Well, now suppose every party has A=1.00 (that happens strictly in no PR system, but for the sake of having a benchmark). Then you clearly have a governing majority for Liberals + NDP, who combined for 52.4% of the vote, but who won, under first-past-the-post, only 50% of the seats.

And, had the Conservatives managed to bring down the Martin government last month, the resulting BQ-supported Conservative minority government (pending new elections) would have rested on only 42% of the electorate. (Granted, single-party majorities have rested on less in Canada and the UK, as with Balir's reelection on 35%, but needless to say such governments don't typically face a natural governing coalition that had 10 percentage points more voter support.)

So, it looks like PR would help immensely--taking away the penalty for having dispersed support and rendering the BQ what it is nationally--a fringe party.
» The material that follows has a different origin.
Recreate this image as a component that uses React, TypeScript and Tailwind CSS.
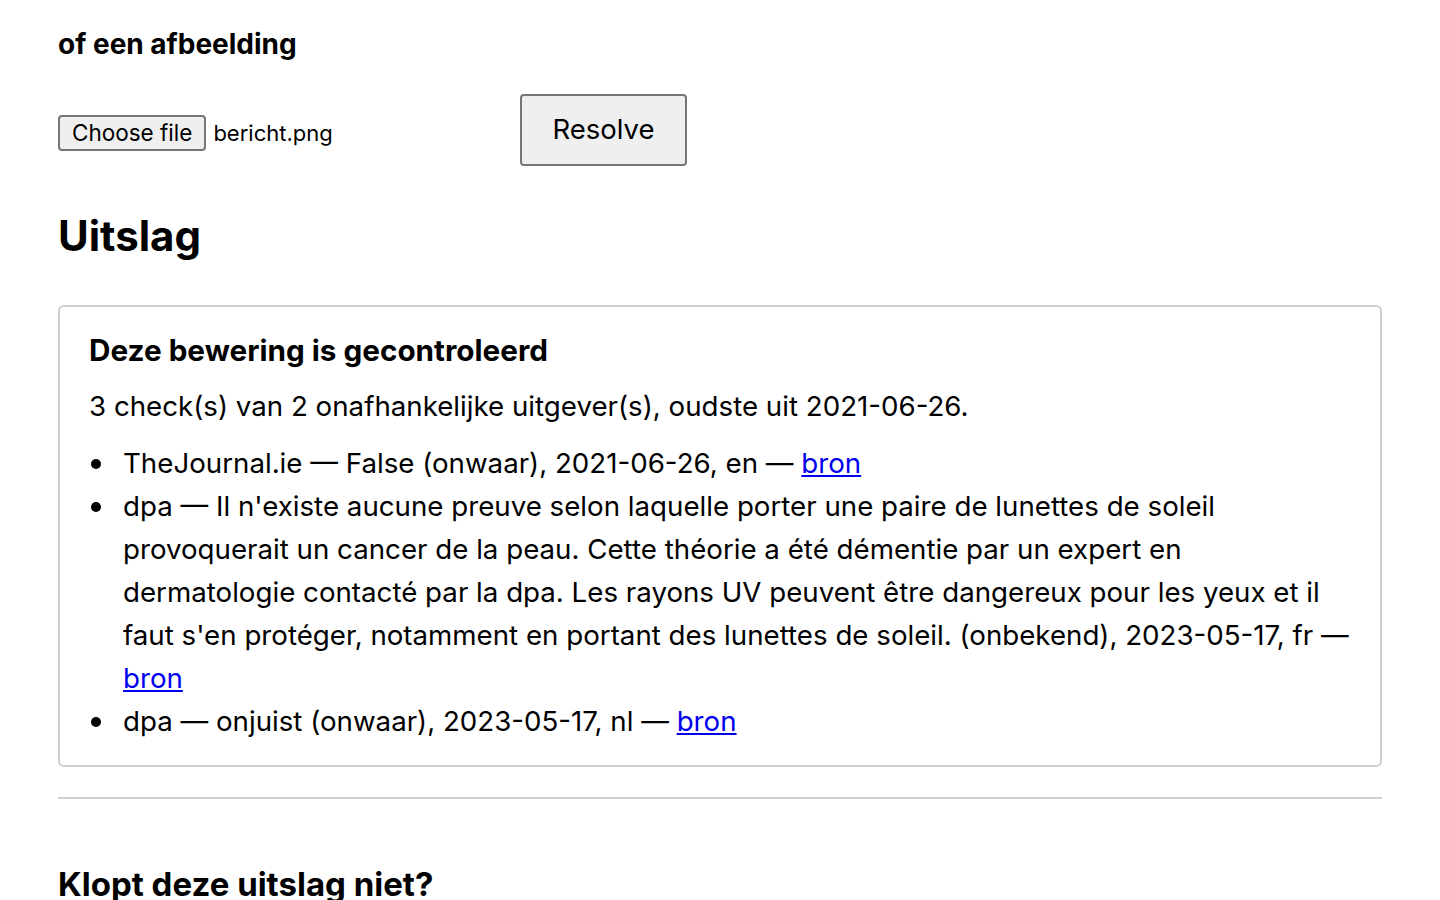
import React from "react";

function Item({ children }: { children: React.ReactNode }) {
  return (
    <li className="flex">
      <span className="flex h-[43px] w-[34px] shrink-0 items-center">
        <span className="ml-[2px] size-[10px] rounded-full bg-black" />
      </span>
      <span>{children}</span>
    </li>
  );
}

export default function App() {
  return (
    <div
      className="min-h-screen bg-white px-[58px] text-black"
      style={{ fontFamily: "Inter, 'Liberation Sans', sans-serif" }}
    >
      <h3 className="pt-[27px] text-[28px] font-bold leading-[34px]">of een afbeelding</h3>

      <div className="mt-[33px] flex items-center">
        <div className="flex w-[462px] items-center pt-[6px]">
          <span className="flex h-[36px] items-center rounded-[4px] border-2 border-[#767676] bg-[#efefef] px-[12px] text-[22.5px] leading-none">
            Choose file
          </span>
          <span className="ml-[7px] text-[22px] leading-none">bericht.png</span>
        </div>
        <button className="flex h-[72px] w-[167px] items-center justify-center rounded-[4px] border-2 border-[#767676] bg-[#efefef] text-[27.5px] leading-none">
          Resolve
        </button>
      </div>

      <h2 className="mt-[46px] text-[42px] font-bold leading-[48px]">Uitslag</h2>

      <div className="mt-[45px] rounded-[6px] border-2 border-[#d0d0d0] pb-[22px] pl-[29px] pr-[29px] pt-[26px]">
        <h3 className="text-[29.7px] font-bold leading-[34px]">Deze bewering is gecontroleerd</h3>
        <p className="mt-[18px] text-[27.7px] leading-[43px]">
          3 check(s) van 2 onafhankelijke uitgever(s), oudste uit 2021-06-26.
        </p>
        <ul className="mt-[14px] text-[27.7px] leading-[43px]">
          <Item>
            TheJournal.ie — False (onwaar), 2021-06-26, en —{" "}
            <a href="#" className="text-[#0000ee] underline">bron</a>
          </Item>
          <Item>
            dpa — Il n'existe aucune preuve selon laquelle porter une paire de lunettes de soleil
            provoquerait un cancer de la peau. Cette théorie a été démentie par un expert en
            dermatologie contacté par la dpa. Les rayons UV peuvent être dangereux pour les yeux et il
            faut s'en protéger, notamment en portant des lunettes de soleil. (onbekend), 2023-05-17, fr —{" "}
            <a href="#" className="text-[#0000ee] underline">bron</a>
          </Item>
          <Item>
            dpa — onjuist (onwaar), 2023-05-17, nl —{" "}
            <a href="#" className="text-[#0000ee] underline">bron</a>
          </Item>
        </ul>
      </div>

      <hr className="mt-[30px] border-t-2 border-[#d0d0d0]" />

      <h3 className="mt-[66px] pb-[40px] text-[33px] font-bold leading-[38px]">Klopt deze uitslag niet?</h3>
    </div>
  );
}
As to whether Canadians would actually go for PR, we are in the process of getting an idea. On May 17, British Columbians voted on a proposal for the single transferable vote for provincial assembly elections, as recommended by a randomly drawn Citizens Assemly. STV won a strong majority, 57% to 43%. STV got 11 percentage points more than the Liberals, reelected in the province to another majority thanks to the first-past-the-post system. The only catch is that the government had set a 60% hurdle for it to be binding. Something will probably still happen in BC, though not right away.

PEI and New Brunswick will have referenda on MMP (a la New Zealand and Germany, though less proportional by design) soon. Ontario and Quebec have PR discussions well underway.

It is only a matter of time before the idea goes national. In fact, there is a review process underway in parliament now, though no obvious momentum behind it just yet. The momentum will come from below, if provinces begin to adopt PR, or when the next federal election produces a parliament so unworkable that the current one is remembered findly.

PR is on its way in Canada, and not soon enough. It is probably now only a matter of time for the UK, too. Soon the US will be pretty much the last bastion where manufactured legislative majorities (no, Republicans are NOT winning votes majorities in congress) continue to be tolerated.

Anonymous said...

None of the Canadian federal "conservative" parties have ever been anti-Quebec. The Liberal party of Canada is highly skilled at demonizing conservative organizations even as they adopt their (conservative) ideas and policies.